With China emerging as a scientific superpower, the flow of knowledge is going in both directions
Richard Suttmeier, the University of Oregon

The issue is complicated by national research and innovation but mutually beneficial cooperation is “certainly not impossible”, according to a US-China Economic and Security Review Commission report published in 2014.

The report, written by Suttmeier, also pointed out that activities such higher education opportunities in the US and transfers of American technology that “played a major role in development of Chinese wealth and power” were “largely outside the terms” of the agreement.

Suttmeier acknowledged that China had been the biggest beneficiary of the agreement – “largely because the US had been so far ahead of China in science and technology; there was less to learn from China than China could learn from the US”.

“Nevertheless, the US benefited in a variety of ways,” he said.

“Now, however, with China emerging as a scientific superpower, the flow of knowledge is going in both directions, so, in principle, the benefits to the US could be greater.”

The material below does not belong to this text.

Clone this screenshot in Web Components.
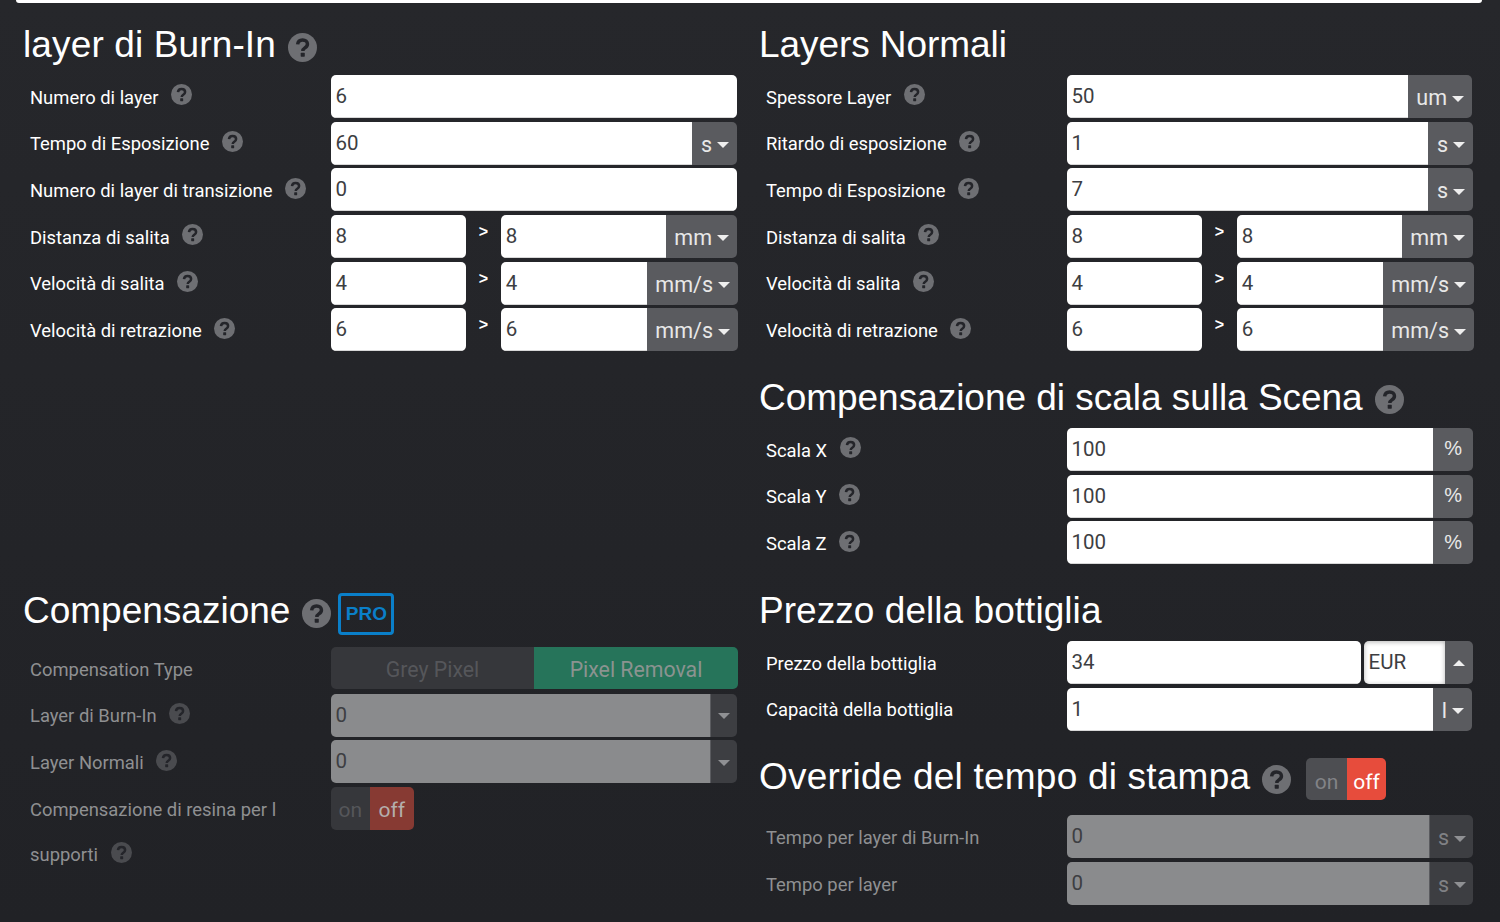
<!DOCTYPE html>
<html>
<head>
<meta charset="utf-8">
<style>
html, body { margin: 0; height: 100%; overflow: hidden; background: linear-gradient(#26272b, #212226); }
</style>
</head>
<body>
<settings-page>
  <settings-section slot="a">
    <section-title help style="letter-spacing:.13px">layer di Burn-In</section-title>
    <form-row help label="Numero di layer"><text-field value="6"></text-field></form-row>
    <form-row help label="Tempo di Esposizione"><text-field value="60" unit="s"></text-field></form-row>
    <form-row help label="Numero di layer di transizione"><text-field value="0"></text-field></form-row>
    <form-row help label="Distanza di salita"><pair-field value="8" unit="mm"></pair-field></form-row>
    <form-row help label="Velocità di salita"><pair-field value="4" unit="mm/s" style="margin-right:-1px"></pair-field></form-row>
    <form-row help label="Velocità di retrazione"><pair-field value="6" unit="mm/s" style="margin-right:-1px"></pair-field></form-row>
  </settings-section>

  <settings-section slot="b">
    <section-title style="letter-spacing:-.07px">Layers Normali</section-title>
    <form-row help label="Spessore Layer"><text-field value="50" unit="um" style="margin-right:1px"></text-field></form-row>
    <form-row help label="Ritardo di esposizione"><text-field value="1" unit="s"></text-field></form-row>
    <form-row help label="Tempo di Esposizione"><text-field value="7" unit="s"></text-field></form-row>
    <form-row help label="Distanza di salita"><pair-field value="8" unit="mm"></pair-field></form-row>
    <form-row help label="Velocità di salita"><pair-field value="4" unit="mm/s" style="margin-right:-1px"></pair-field></form-row>
    <form-row help label="Velocità di retrazione"><pair-field value="6" unit="mm/s" style="margin-right:-1px"></pair-field></form-row>
    <section-title help style="margin-top:11px;letter-spacing:-.03px">Compensazione di scala sulla Scena</section-title>
    <form-row help label="Scala X"><text-field value="100" unit="%" plain></text-field></form-row>
    <form-row help label="Scala Y"><text-field value="100" unit="%" plain></text-field></form-row>
    <form-row help label="Scala Z"><text-field value="100" unit="%" plain></text-field></form-row>
  </settings-section>

  <settings-section slot="c">
    <section-title help style="margin-bottom:6px">Compensazione<pro-badge slot="extra">PRO</pro-badge></section-title>
    <form-row dim label="Compensation Type"><segment-switch></segment-switch></form-row>
    <form-row dim help label="Layer di Burn-In"><text-field value="0" unit=" " disabled></text-field></form-row>
    <form-row dim help label="Layer Normali"><text-field value="0" unit=" " disabled></text-field></form-row>
    <form-row dim help label="Compensazione di resina per l supporti"><on-off disabled></on-off></form-row>
  </settings-section>

  <settings-section slot="d">
    <section-title style="letter-spacing:.05px">Prezzo della bottiglia</section-title>
    <form-row label="Prezzo della bottiglia"><price-field value="34" currency="EUR"></price-field></form-row>
    <form-row label="Capacità della bottiglia"><text-field value="1" unit="l" style="margin-right:1px"></text-field></form-row>
    <section-title help style="margin-top:11px;margin-bottom:8px;letter-spacing:.21px">Override del tempo di stampa<on-off slot="extra" title-size></on-off></section-title>
    <form-row dim label="Tempo per layer di Burn-In"><text-field value="0" unit="s" disabled></text-field></form-row>
    <form-row dim label="Tempo per layer"><text-field value="0" unit="s" disabled></text-field></form-row>
  </settings-section>
</settings-page>

<script>
const holeColor = '#24252a';

const helpIcon = (size, fill) => `
<svg class="help" width="${size}" height="${size}" viewBox="0 0 24 24">
  <circle cx="12" cy="12" r="12" fill="${fill}"/>
  <path d="M8 9.4c.2-2.4 1.9-3.7 4.1-3.7 2.3 0 4 1.4 4 3.4 0 1.6-.9 2.4-2.1 3.2-1.1.7-1.7 1.2-1.7 2.5" fill="none" stroke="${holeColor}" stroke-width="2.9"/>
  <rect x="10.5" y="16.4" width="3.4" height="3.2" rx=".5" fill="${holeColor}"/>
</svg>`;

const caret = (up) => `<i class="caret${up ? ' up' : ''}"></i>`;

const fieldCss = `
.box { display: flex; flex: 1; min-width: 0; height: 43px; border-radius: 5px; overflow: hidden; font: 20.5px Roboto, sans-serif; }
.input { flex: 1; min-width: 0; background: #fff; color: #3d3e42; padding-left: 4.5px; line-height: 43.5px; box-sizing: border-box; box-shadow: inset 0 -1px 0 #d8d8d8; }
.addon { display: flex; align-items: center; justify-content: center; gap: 5px; padding: 2px 8px 0 8.5px; background: #5a5b5f; color: #e8e8e8; font-size: 21.5px; }
.addon.plain { padding: 0 11px 1px; font-family: "Liberation Sans", sans-serif; font-size: 20px; }
.caret { display: block; width: 0; height: 0; margin-top: 2px; border: 6px solid transparent; border-top: 6px solid #eee; border-bottom: 0; }
.caret.up { margin-top: 0; border-top: 0; border-bottom: 6px solid #eee; }
.off .input { background: #8a8b8d; box-shadow: none; }
.off .addon { background: #3d3e42; color: #808185; border-left: 1px solid #5a5b5f; padding-left: 7.5px; padding-right: 7px; }
.off .caret { border-top-color: #8f9093; }
`;

class SettingsPage extends HTMLElement {
  constructor() {
    super();
    this.attachShadow({ mode: 'open' }).innerHTML = `
    <style>
    :host { display: block; height: 922px; }
    .bar { height: 3px; margin: 0 18px 0 16px; background: #fff; border-radius: 0 0 6px 6px; }
    .grid { display: grid; grid-template-columns: 736px 715px; grid-template-rows: 566px auto; padding: 10px 0 0 23px; }
    </style>
    <div class="bar"></div>
    <div class="grid">
      <slot name="a"></slot><slot name="b"></slot>
      <slot name="c"></slot><slot name="d"></slot>
    </div>`;
  }
}

class SettingsSection extends HTMLElement {
  constructor() {
    super();
    this.attachShadow({ mode: 'open' }).innerHTML = `
    <style>:host { display: block; }</style>
    <slot></slot>`;
  }
}

class SectionTitle extends HTMLElement {
  constructor() {
    super();
    const help = this.hasAttribute('help') ? helpIcon(29, '#6e6f73') : '';
    this.attachShadow({ mode: 'open' }).innerHTML = `
    <style>
    :host { display: flex; align-items: center; height: 62px; color: #fff; font: 37px "Liberation Sans", Arial, sans-serif; }
    span { margin-top: 2px; }
    .help { margin: 6px 0 0 12px; flex: none; }
    ::slotted([slot=extra]) { margin-left: 15px; }
    </style>
    <span><slot></slot></span>${help}<slot name="extra"></slot>`;
  }
}

class ProBadge extends HTMLElement {
  constructor() {
    super();
    this.attachShadow({ mode: 'open' }).innerHTML = `
    <style>
    :host { display: flex; align-items: center; justify-content: center; width: 56px; height: 42px; box-sizing: border-box; margin: 8px 0 0 7px !important; border: 3px solid #0a7fc9; border-radius: 4px; color: #0a7fc9; letter-spacing: 0; font: 700 19px "Liberation Sans", sans-serif; }
    </style>
    <slot></slot>`;
  }
}

class FormRow extends HTMLElement {
  constructor() {
    super();
    const dim = this.hasAttribute('dim');
    const help = this.hasAttribute('help') ? helpIcon(21, dim ? '#4a4b4f' : '#6e6f73') : '';
    this.attachShadow({ mode: 'open' }).innerHTML = `
    <style>
    :host { display: grid; grid-template-columns: 308px 406px; min-height: 46.67px; }
    .label { padding: 0 0 0 7px; margin-top: -.3px; color: ${dim ? '#8f9092' : '#fff'}; font: 18.4px/45.5px Roboto, sans-serif; }
    .help { margin-left: 8px; vertical-align: -1.6px; }
    .value { display: flex; align-items: flex-start; }
    </style>
    <div class="label">${this.getAttribute('label')} ${help}</div>
    <div class="value"><slot></slot></div>`;
  }
}

class TextField extends HTMLElement {
  constructor() {
    super();
    const unit = this.getAttribute('unit');
    const plain = this.hasAttribute('plain');
    const addon = unit === null ? '' : unit === ' '
      ? `<div class="addon" style="padding:0 7.5px 0 7px">${caret()}</div>`
      : `<div class="addon ${plain ? 'plain' : ''}">${unit}${plain ? '' : caret()}</div>`;
    this.attachShadow({ mode: 'open' }).innerHTML = `
    <style>
    :host { display: flex; flex: 1; min-width: 0; }
    ${fieldCss}
    </style>
    <div class="box ${this.hasAttribute('disabled') ? 'off' : ''}">
      <div class="input">${this.getAttribute('value')}</div>${addon}
    </div>`;
  }
}

class PairField extends HTMLElement {
  constructor() {
    super();
    const v = this.getAttribute('value');
    this.attachShadow({ mode: 'open' }).innerHTML = `
    <style>
    :host { display: flex; flex: 1; min-width: 0; }
    ${fieldCss}
    .first { flex: none; width: 134.5px; }
    .sep { flex: none; width: 35.7px; text-align: center; color: #fff; font: 700 16px/34px "Liberation Sans", sans-serif; }
    </style>
    <div class="box first"><div class="input">${v}</div></div>
    <div class="sep">&gt;</div>
    <div class="box"><div class="input">${v}</div><div class="addon">${this.getAttribute('unit')}${caret()}</div></div>`;
  }
}

class PriceField extends HTMLElement {
  constructor() {
    super();
    this.attachShadow({ mode: 'open' }).innerHTML = `
    <style>
    :host { display: flex; flex: 1; gap: 3px; min-width: 0; }
    ${fieldCss}
    .first { flex: none; width: 294px; }
    .input.cur { box-shadow: inset 0 1px 5px rgba(0,0,0,.3); }
    .addon { width: 28px; box-sizing: border-box; padding: 0; }
    </style>
    <div class="box first"><div class="input">${this.getAttribute('value')}</div></div>
    <div class="box"><div class="input cur">${this.getAttribute('currency')}</div><div class="addon">${caret(true)}</div></div>`;
  }
}

class SegmentSwitch extends HTMLElement {
  constructor() {
    super();
    this.attachShadow({ mode: 'open' }).innerHTML = `
    <style>
    :host { display: flex; flex: 1; height: 42px; margin-right: -1px; border-radius: 5px; overflow: hidden; font: 21.3px/45px Roboto, sans-serif; text-align: center; }
    .a { flex: none; width: 203px; background: #36373b; color: #55565a; }
    .b { flex: 1; background: #26745a; color: #8b9390; }
    </style>
    <div class="a">Grey Pixel</div><div class="b">Pixel Removal</div>`;
  }
}

class OnOff extends HTMLElement {
  constructor() {
    super();
    const dis = this.hasAttribute('disabled');
    const small = this.hasAttribute('title-size');
    this.attachShadow({ mode: 'open' }).innerHTML = `
    <style>
    :host { display: inline-flex; height: ${small ? 42 : 43}px; margin-top: ${small ? 6 : 0}px; border-radius: 5px; overflow: hidden; letter-spacing: 0; font: 21px/${small ? 48 : 47}px Roboto, sans-serif; flex: none; }
    span { display: block; }
    .on { padding: 0 ${small ? 8.5 : 7.5}px; background: ${dis ? '#36373b' : '#4d4e52'}; color: ${dis ? '#55565a' : '#828387'}; }
    .no { padding: 0 ${small ? 6.5 : 9}px; background: ${dis ? '#873a33' : '#e74c3c'}; color: ${dis ? '#b4aeac' : '#fff'}; }
    </style>
    <span class="on">on</span><span class="no">off</span>`;
  }
}

customElements.define('settings-page', SettingsPage);
customElements.define('settings-section', SettingsSection);
customElements.define('section-title', SectionTitle);
customElements.define('pro-badge', ProBadge);
customElements.define('form-row', FormRow);
customElements.define('text-field', TextField);
customElements.define('pair-field', PairField);
customElements.define('price-field', PriceField);
customElements.define('segment-switch', SegmentSwitch);
customElements.define('on-off', OnOff);
</script>
</body>
</html>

Suttmeier said it would probably be a mistake to let the deal lapse and the two countries needed to come up with an agreement that reflected the “realities of the third decade of the 21st century”.

“Current deliberations in Washington are occurring in a politically fraught time, which makes executive branch action a matter of some delicacy,” he said.

“A short-term renewal would make sense if both parties committed to negotiate an agreement more suitable for current conditions.

“There certainly are risks associated with renewal, there are also significant risks by not renewing.”